Le BTP pourrait, lui, miser sur les déchets de déconstruction et les biomatériaux pour devenir moins consommateur d’énergies fossiles. Selon Cyria Emelianoff, «une partie des espaces verts urbains pourrait être non pas décorative mais utile, cultivée en agroforesterie. Le sol récupéré par la diminution de l’usage de la voiture peut être mis en culture pour produire du bois, des bambous et du chanvre pour la construction» ou la réhabilitation de bâtiments.
Enfin, la sobriété numérique ne doit pas être oubliée. Le rapport du Shift Project estime que le numérique génère 3,7% du total des émissions mondiales de gaz à effet de serre. Il recommande d’acheter les équipements les moins puissants possible, les changer le moins souvent possible, et réduire les usages énergivores superflus. «D’une part des déperditions d’énergie peuvent être récupérées, notamment celle des data centers. D’autre part il y a aussi des politiques à mener pour que nos besoins soient alimentés localement en énergie et redimensionnés. On sort du modèle des Gafa pour aller vers une gestion d’internet plus artisanale, un web low-tech qui mutualise, beaucoup moins énergivore. C’est une révolution de filière, comme pour l’automobile, qu’il faudrait mener», complète Cyria Emelianoff. ./..
Une utopie de riches ?
Les sociétés riches sont celles qui participent le plus aux émissions de gaz à effet de serre et vivent bien au-delà de leurs moyens écologiques, ce qui explique aussi que l’idée d’un retour à plus de sobriété soit plus présente. Et les plus riches des pays riches sont les plus directement visés par les changements à mettre en place. «Les émissions des CO2 sont proportionnelles aux revenus», pointe Cyria Emelianoff. La chercheuse relève : «Paradoxalement, les gens qui ont la plus forte conscience écologique, à l’exception de ceux qui vivent dans des communautés décroissantes, ont de fortes empreintes carbone. Et ce parce que les niveaux de mobilité sont exacerbés lorsqu’on a un haut niveau de diplôme.» On a beau être zéro déchets et locavore, si l’on prend l’avion trois fois dans l’année pour des raisons professionnelles, l’effet écologique est moindre.

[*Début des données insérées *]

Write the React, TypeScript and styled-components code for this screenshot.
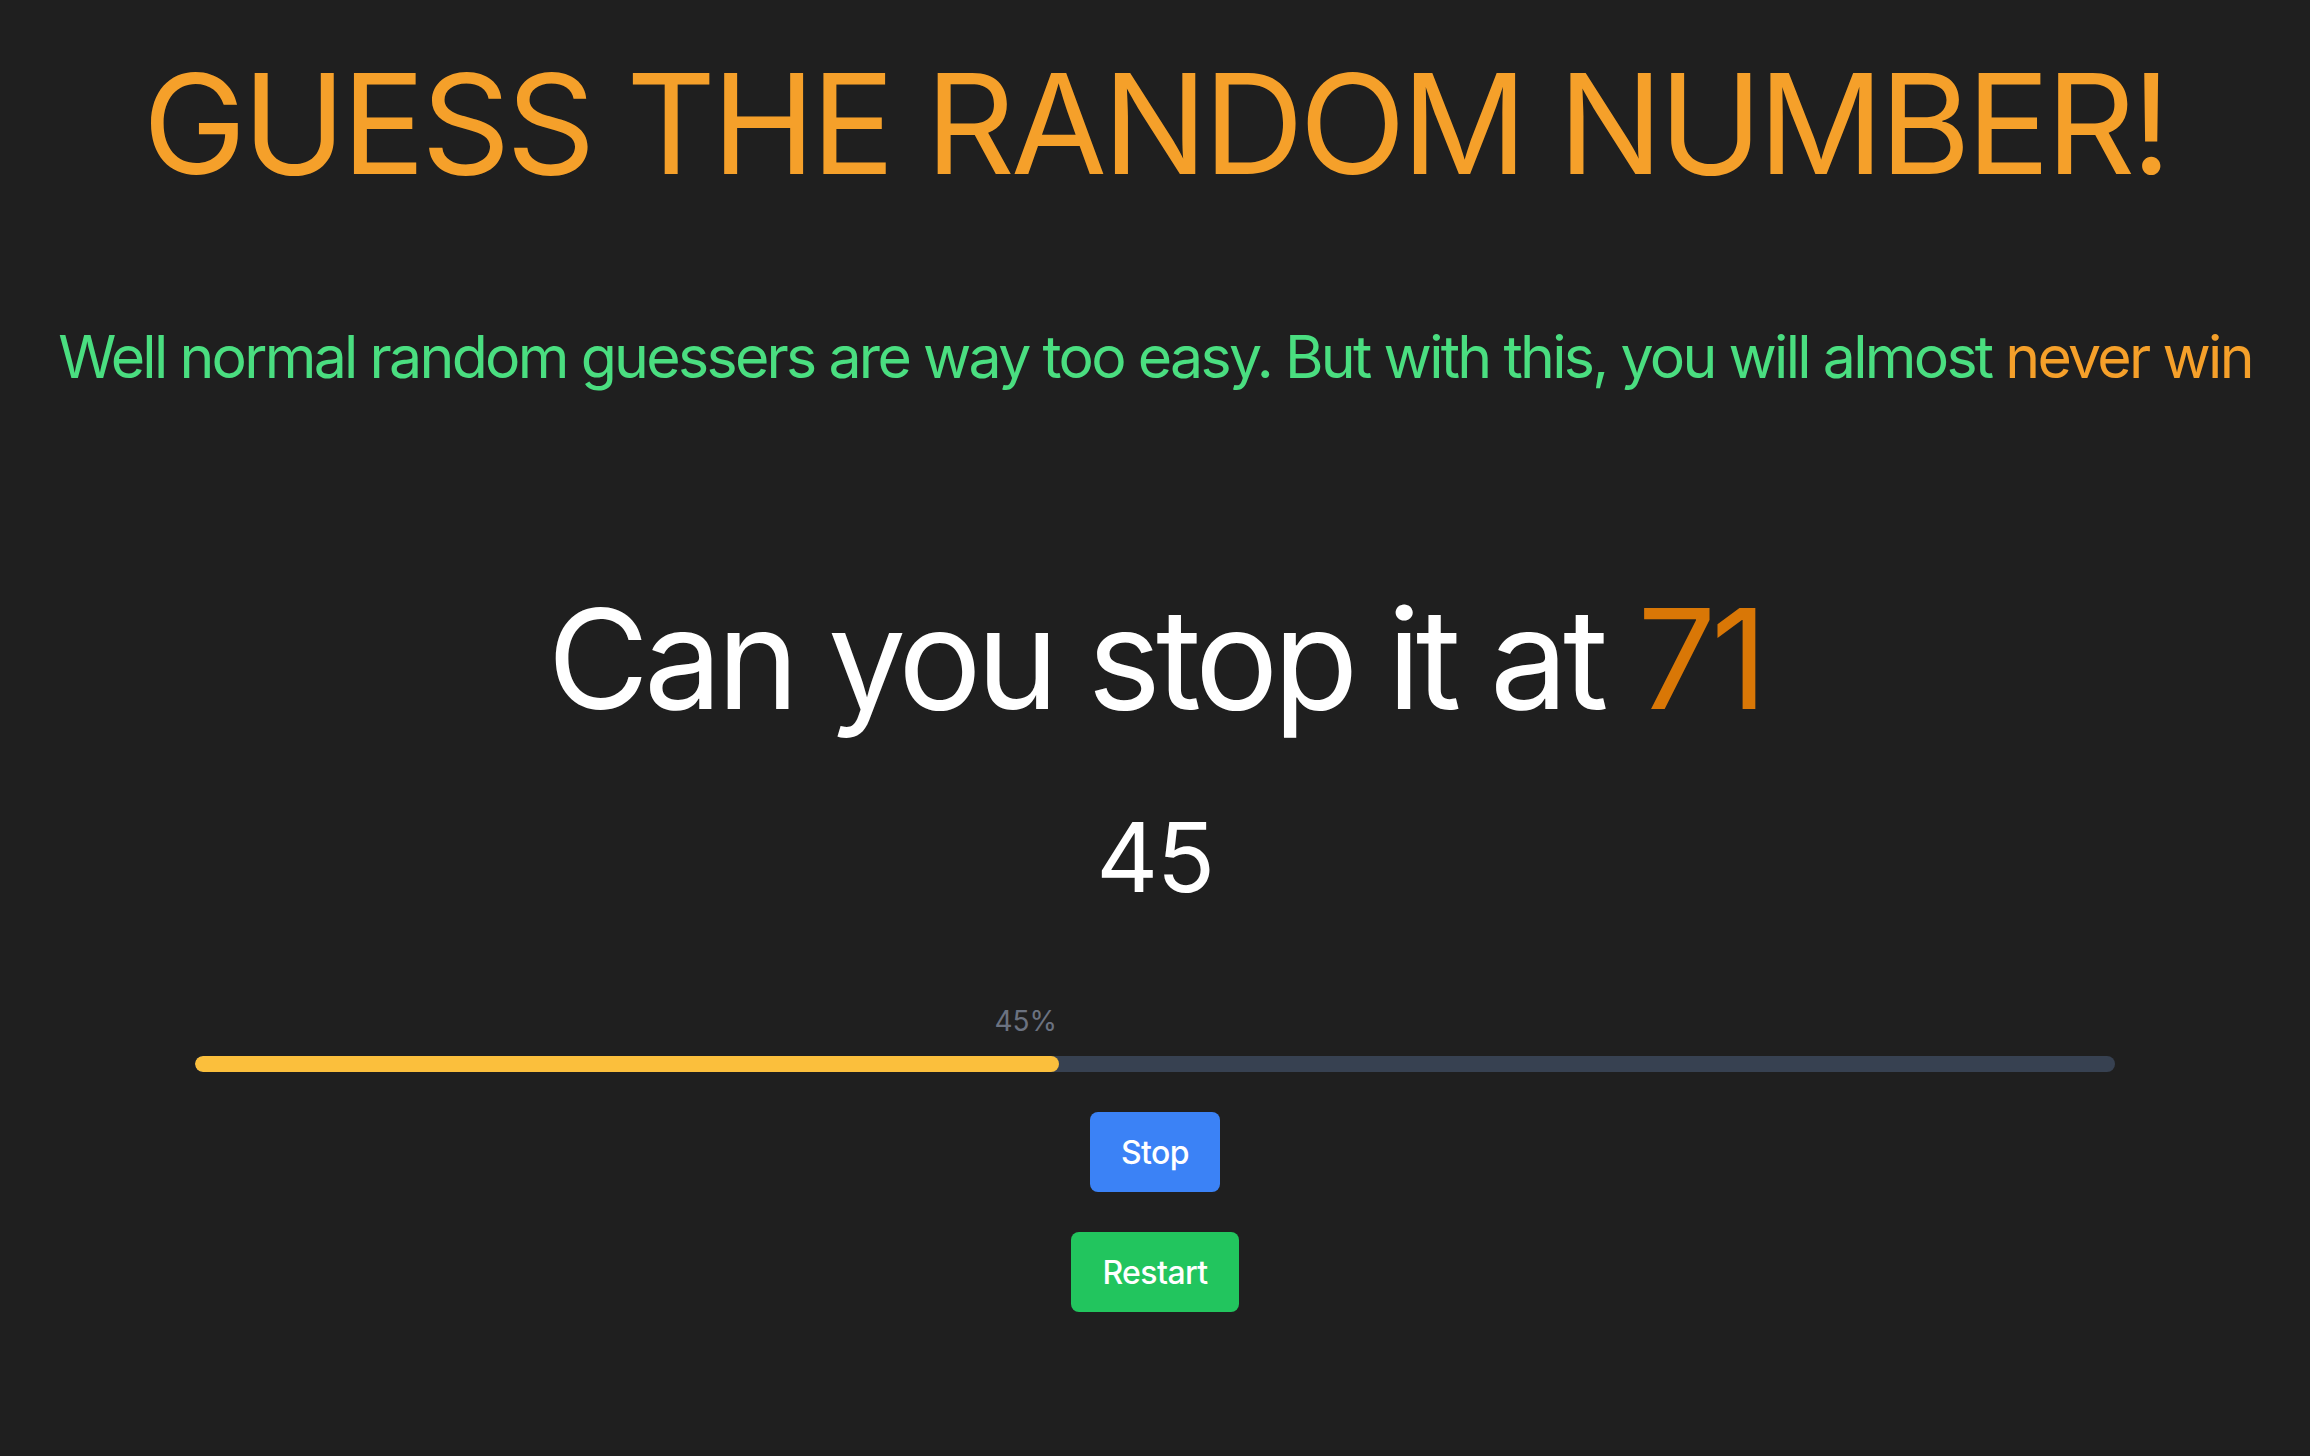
import React from "react";
import styled, { createGlobalStyle } from "styled-components";

const GlobalStyle = createGlobalStyle`
  html, body {
    margin: 0;
    padding: 0;
    background: #1f1f1f;
  }
  body {
    font-family: Inter, "Noto Sans", sans-serif;
    -webkit-font-smoothing: antialiased;
  }
`;

const Page = styled.main`
  min-height: 1456px;
  box-sizing: border-box;
  display: flex;
  flex-direction: column;
  align-items: center;
  padding-top: 54px;
`;

const Title = styled.h1`
  margin: 0;
  font-size: 139px;
  line-height: 1;
  font-weight: 400;
  color: #f5a02a;
  white-space: nowrap;
  letter-spacing: -4.1px;
`;

const Subtitle = styled.p`
  margin: 134px 0 0;
  font-size: 59px;
  line-height: 1;
  font-weight: 400;
  color: #4ade80;
  white-space: nowrap;
  letter-spacing: -2.7px;
`;

const Accent = styled.span<{ $tone: "warm" | "deep" }>`
  color: ${(p) => (p.$tone === "warm" ? "#f5a02a" : "#d97706")};
`;

const Challenge = styled.h2`
  margin: 203px 0 0;
  font-size: 139px;
  line-height: 1;
  font-weight: 400;
  color: #ffffff;
  white-space: nowrap;
  letter-spacing: -5.1px;
`;

const Counter = styled.div`
  margin-top: 81px;
  font-size: 96px;
  line-height: 1;
  font-weight: 400;
  color: #ffffff;
  letter-spacing: -1.5px;
`;

const ProgressBlock = styled.div`
  margin-top: 102px;
  width: 1920px;
  display: flex;
  flex-direction: column;
  gap: 21px;
`;

const ProgressLabel = styled.div`
  text-align: right;
  font-size: 28px;
  line-height: 1;
  color: #6b7280;
  white-space: nowrap;
  padding-right: 2px;
  box-sizing: border-box;
`;

const Track = styled.div`
  height: 16px;
  border-radius: 8px;
  background: #374151;
  overflow: hidden;
`;

const Fill = styled.div`
  height: 100%;
  border-radius: 8px;
  background: #fbbf3c;
`;

const Button = styled.button<{ $variant: "blue" | "green" }>`
  margin-top: 40px;
  height: 80px;
  padding: 0 31px;
  border: none;
  border-radius: 8px;
  font-family: Inter, "Noto Sans", sans-serif;
  font-size: 32px;
  font-weight: 500;
  letter-spacing: -0.6px;
  color: #ffffff;
  cursor: pointer;
  background: ${(p) => (p.$variant === "blue" ? "#3b82f6" : "#22c55e")};
`;

export default function App() {
  const value = 45;
  return (
    <>
      <GlobalStyle />
      <Page>
        <Title>GUESS THE RANDOM NUMBER!</Title>
        <Subtitle>
          Well normal random guessers are way too easy. But with this, you will almost{" "}
          <Accent $tone="warm">never win</Accent>
        </Subtitle>
        <Challenge>
          Can you stop it at <Accent $tone="deep">71</Accent>
        </Challenge>
        <Counter>{value}</Counter>
        <ProgressBlock>
          <ProgressLabel style={{ width: `${value}%` }}>{value}%</ProgressLabel>
          <Track>
            <Fill style={{ width: `${value}%` }} />
          </Track>
        </ProgressBlock>
        <Button $variant="blue">Stop</Button>
        <Button $variant="green">Restart</Button>
      </Page>
    </>
  );
}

Les moins aisés sont par essence plus sobres, mais pas par choix. Ce qui peut avoir des effets néfastes. «Dans une société en phase haute de confort matériel, plus le niveau d’inégalités augmente et plus le mal-être subjectif augmente parce que la partie de la population la plus précarisée va créer une forme de représentation d’elle-même négative, et crée de la frustration qui pousse à la consommation pour y répondre», expose le décroissant Vincent Liegey. «Il faut mettre l’accent sur des mesures qui réduisent les émissions et les inégalités», comme la rénovation énergétique des bâtiments, qui permet de réduire la facture d’énergie, explique Corinne Le Quéré.
«Les choix économiques nouveaux doivent être placés au cœur des débats politiques et réorientés par la notion de biens communs», explique Cyria Emelianoff. Pour redessiner un imaginaire collectif, l’exercice démocratique et la réflexion collective seront essentiels pour ne pas exclure une partie de la population.